== Information shown ==
***

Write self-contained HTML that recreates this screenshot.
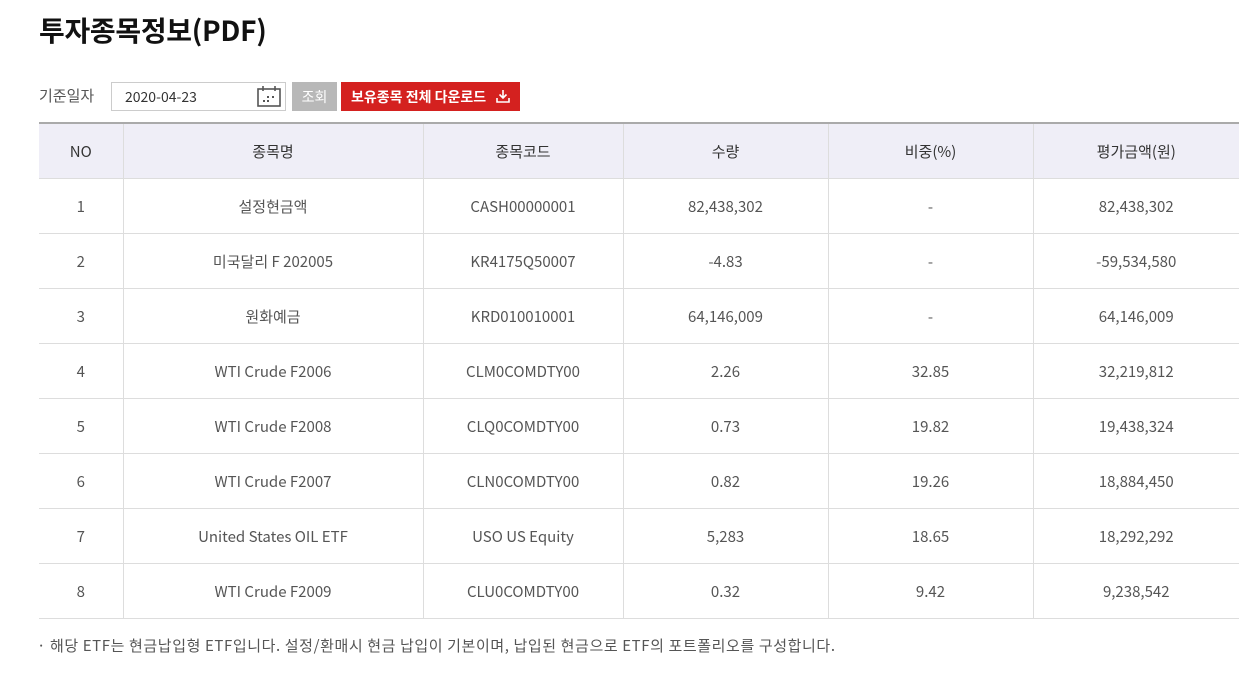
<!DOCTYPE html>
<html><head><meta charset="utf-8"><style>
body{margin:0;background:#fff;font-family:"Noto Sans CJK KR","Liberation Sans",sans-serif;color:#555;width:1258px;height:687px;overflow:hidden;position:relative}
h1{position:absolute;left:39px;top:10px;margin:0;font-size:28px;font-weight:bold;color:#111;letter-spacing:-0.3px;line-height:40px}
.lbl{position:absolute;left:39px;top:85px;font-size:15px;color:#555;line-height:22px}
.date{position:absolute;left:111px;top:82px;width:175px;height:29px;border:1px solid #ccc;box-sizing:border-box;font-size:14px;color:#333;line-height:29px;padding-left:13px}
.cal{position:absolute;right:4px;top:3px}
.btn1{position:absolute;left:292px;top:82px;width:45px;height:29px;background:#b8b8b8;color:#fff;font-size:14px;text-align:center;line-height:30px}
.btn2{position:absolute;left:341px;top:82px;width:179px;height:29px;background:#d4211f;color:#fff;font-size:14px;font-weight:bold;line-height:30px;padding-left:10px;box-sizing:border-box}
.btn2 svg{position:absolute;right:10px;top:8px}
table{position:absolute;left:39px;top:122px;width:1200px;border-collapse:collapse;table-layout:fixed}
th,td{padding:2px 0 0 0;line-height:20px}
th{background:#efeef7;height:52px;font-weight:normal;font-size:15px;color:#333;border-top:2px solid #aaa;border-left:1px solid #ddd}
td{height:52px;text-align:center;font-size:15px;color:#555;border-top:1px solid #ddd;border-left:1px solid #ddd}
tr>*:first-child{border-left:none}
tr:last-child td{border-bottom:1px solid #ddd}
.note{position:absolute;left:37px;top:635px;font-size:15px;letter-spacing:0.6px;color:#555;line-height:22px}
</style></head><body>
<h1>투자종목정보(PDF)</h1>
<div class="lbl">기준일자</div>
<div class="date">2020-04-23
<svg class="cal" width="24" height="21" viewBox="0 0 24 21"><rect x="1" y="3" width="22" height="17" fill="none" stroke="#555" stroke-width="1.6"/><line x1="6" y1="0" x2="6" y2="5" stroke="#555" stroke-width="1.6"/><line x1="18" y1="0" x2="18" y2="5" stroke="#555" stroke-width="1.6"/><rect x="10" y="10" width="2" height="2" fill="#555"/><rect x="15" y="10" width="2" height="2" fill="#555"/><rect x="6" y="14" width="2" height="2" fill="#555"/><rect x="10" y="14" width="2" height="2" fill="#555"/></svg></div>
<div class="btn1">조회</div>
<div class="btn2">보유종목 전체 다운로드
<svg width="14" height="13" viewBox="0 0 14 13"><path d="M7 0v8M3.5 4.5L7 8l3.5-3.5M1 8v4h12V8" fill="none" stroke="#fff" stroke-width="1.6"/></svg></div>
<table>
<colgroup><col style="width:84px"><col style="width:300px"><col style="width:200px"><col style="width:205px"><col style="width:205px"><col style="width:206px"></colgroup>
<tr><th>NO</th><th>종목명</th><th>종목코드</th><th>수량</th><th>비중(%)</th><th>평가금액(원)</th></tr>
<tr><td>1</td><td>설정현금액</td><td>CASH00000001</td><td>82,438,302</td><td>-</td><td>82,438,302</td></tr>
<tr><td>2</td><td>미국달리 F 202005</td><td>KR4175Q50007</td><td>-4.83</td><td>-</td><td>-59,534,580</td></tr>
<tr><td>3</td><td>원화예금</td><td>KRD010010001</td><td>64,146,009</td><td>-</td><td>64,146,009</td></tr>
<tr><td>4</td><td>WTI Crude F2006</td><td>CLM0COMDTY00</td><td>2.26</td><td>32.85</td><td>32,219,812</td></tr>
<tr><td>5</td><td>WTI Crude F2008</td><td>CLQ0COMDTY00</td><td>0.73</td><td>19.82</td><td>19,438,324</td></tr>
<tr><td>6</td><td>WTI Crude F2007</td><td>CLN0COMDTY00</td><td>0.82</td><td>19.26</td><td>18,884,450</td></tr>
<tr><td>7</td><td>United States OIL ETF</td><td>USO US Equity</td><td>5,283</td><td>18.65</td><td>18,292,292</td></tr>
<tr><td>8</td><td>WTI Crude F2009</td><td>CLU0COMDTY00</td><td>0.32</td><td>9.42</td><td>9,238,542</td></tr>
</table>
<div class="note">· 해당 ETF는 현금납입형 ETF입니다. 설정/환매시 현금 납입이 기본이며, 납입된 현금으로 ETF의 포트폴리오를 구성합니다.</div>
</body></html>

***

== Requirement ==
Every line above should be returned exactly; the pictures stay out.

== Answer in full ==
Write self-contained HTML that recreates this screenshot.
<!DOCTYPE html>
<html><head><meta charset="utf-8"><style>
body{margin:0;background:#fff;font-family:"Noto Sans CJK KR","Liberation Sans",sans-serif;color:#555;width:1258px;height:687px;overflow:hidden;position:relative}
h1{position:absolute;left:39px;top:10px;margin:0;font-size:28px;font-weight:bold;color:#111;letter-spacing:-0.3px;line-height:40px}
.lbl{position:absolute;left:39px;top:85px;font-size:15px;color:#555;line-height:22px}
.date{position:absolute;left:111px;top:82px;width:175px;height:29px;border:1px solid #ccc;box-sizing:border-box;font-size:14px;color:#333;line-height:29px;padding-left:13px}
.cal{position:absolute;right:4px;top:3px}
.btn1{position:absolute;left:292px;top:82px;width:45px;height:29px;background:#b8b8b8;color:#fff;font-size:14px;text-align:center;line-height:30px}
.btn2{position:absolute;left:341px;top:82px;width:179px;height:29px;background:#d4211f;color:#fff;font-size:14px;font-weight:bold;line-height:30px;padding-left:10px;box-sizing:border-box}
.btn2 svg{position:absolute;right:10px;top:8px}
table{position:absolute;left:39px;top:122px;width:1200px;border-collapse:collapse;table-layout:fixed}
th,td{padding:2px 0 0 0;line-height:20px}
th{background:#efeef7;height:52px;font-weight:normal;font-size:15px;color:#333;border-top:2px solid #aaa;border-left:1px solid #ddd}
td{height:52px;text-align:center;font-size:15px;color:#555;border-top:1px solid #ddd;border-left:1px solid #ddd}
tr>*:first-child{border-left:none}
tr:last-child td{border-bottom:1px solid #ddd}
.note{position:absolute;left:37px;top:635px;font-size:15px;letter-spacing:0.6px;color:#555;line-height:22px}
</style></head><body>
<h1>투자종목정보(PDF)</h1>
<div class="lbl">기준일자</div>
<div class="date">2020-04-23
<svg class="cal" width="24" height="21" viewBox="0 0 24 21"><rect x="1" y="3" width="22" height="17" fill="none" stroke="#555" stroke-width="1.6"/><line x1="6" y1="0" x2="6" y2="5" stroke="#555" stroke-width="1.6"/><line x1="18" y1="0" x2="18" y2="5" stroke="#555" stroke-width="1.6"/><rect x="10" y="10" width="2" height="2" fill="#555"/><rect x="15" y="10" width="2" height="2" fill="#555"/><rect x="6" y="14" width="2" height="2" fill="#555"/><rect x="10" y="14" width="2" height="2" fill="#555"/></svg></div>
<div class="btn1">조회</div>
<div class="btn2">보유종목 전체 다운로드
<svg width="14" height="13" viewBox="0 0 14 13"><path d="M7 0v8M3.5 4.5L7 8l3.5-3.5M1 8v4h12V8" fill="none" stroke="#fff" stroke-width="1.6"/></svg></div>
<table>
<colgroup><col style="width:84px"><col style="width:300px"><col style="width:200px"><col style="width:205px"><col style="width:205px"><col style="width:206px"></colgroup>
<tr><th>NO</th><th>종목명</th><th>종목코드</th><th>수량</th><th>비중(%)</th><th>평가금액(원)</th></tr>
<tr><td>1</td><td>설정현금액</td><td>CASH00000001</td><td>82,438,302</td><td>-</td><td>82,438,302</td></tr>
<tr><td>2</td><td>미국달리 F 202005</td><td>KR4175Q50007</td><td>-4.83</td><td>-</td><td>-59,534,580</td></tr>
<tr><td>3</td><td>원화예금</td><td>KRD010010001</td><td>64,146,009</td><td>-</td><td>64,146,009</td></tr>
<tr><td>4</td><td>WTI Crude F2006</td><td>CLM0COMDTY00</td><td>2.26</td><td>32.85</td><td>32,219,812</td></tr>
<tr><td>5</td><td>WTI Crude F2008</td><td>CLQ0COMDTY00</td><td>0.73</td><td>19.82</td><td>19,438,324</td></tr>
<tr><td>6</td><td>WTI Crude F2007</td><td>CLN0COMDTY00</td><td>0.82</td><td>19.26</td><td>18,884,450</td></tr>
<tr><td>7</td><td>United States OIL ETF</td><td>USO US Equity</td><td>5,283</td><td>18.65</td><td>18,292,292</td></tr>
<tr><td>8</td><td>WTI Crude F2009</td><td>CLU0COMDTY00</td><td>0.32</td><td>9.42</td><td>9,238,542</td></tr>
</table>
<div class="note">· 해당 ETF는 현금납입형 ETF입니다. 설정/환매시 현금 납입이 기본이며, 납입된 현금으로 ETF의 포트폴리오를 구성합니다.</div>
</body></html>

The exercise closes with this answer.